Weakly-unambiguous Parikh automata and their link to holonomic series
Alin Bostan, Arnaud Carayol, Florent Koechlin, Cyril Nicaud
TL;DR
The paper strengthens the bridge between formal languages and holonomic multivariate series by proving that languages recognized by weakly-unambiguous Parikh automata are holonomic and equate to unambiguous reversal-bounded counter machines, while showing that the converse fails via a holonomic counterexample. It extends the framework to pushdown Parikh automata and establishes a precise equivalence with RCM and unambiguous RBCMs, enriching the semantic landscape of automata-with-count constraints. The work also yields practical algorithmic consequences, providing effective bounds for language-inclusion decisions and illustrating analytic criteria for inherent weak-ambiguity using holonomic properties and Hadamard products.

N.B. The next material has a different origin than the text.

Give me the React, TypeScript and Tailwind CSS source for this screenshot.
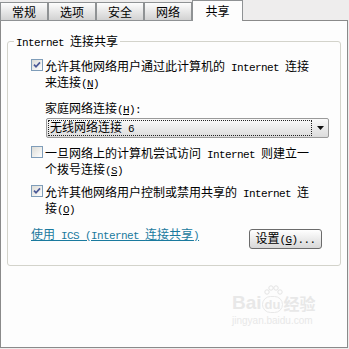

Overall, the results connect analytic combinatorics techniques with automata theory to classify and decide properties of languages beyond regular and context-free classes, with implications for verification and language design.
Abstract
We investigate the connection between properties of formal languages and properties of their generating series, with a focus on the class of holonomic power series. We first prove a strong version of a conjecture by Castiglione and Massazza: weakly-unambiguous Parikh automata are equivalent to unambiguous two-way reversal bounded counter machines, and their multivariate generating series are holonomic. We then show that the converse is not true: we construct a language whose generating series is algebraic (thus holonomic), but which is inherently weakly-ambiguous as a Parikh automata language. Finally, we prove an effective decidability result for the inclusion problem for weakly-unambiguous Parikh automata, and provide an upper-bound on to its complexity.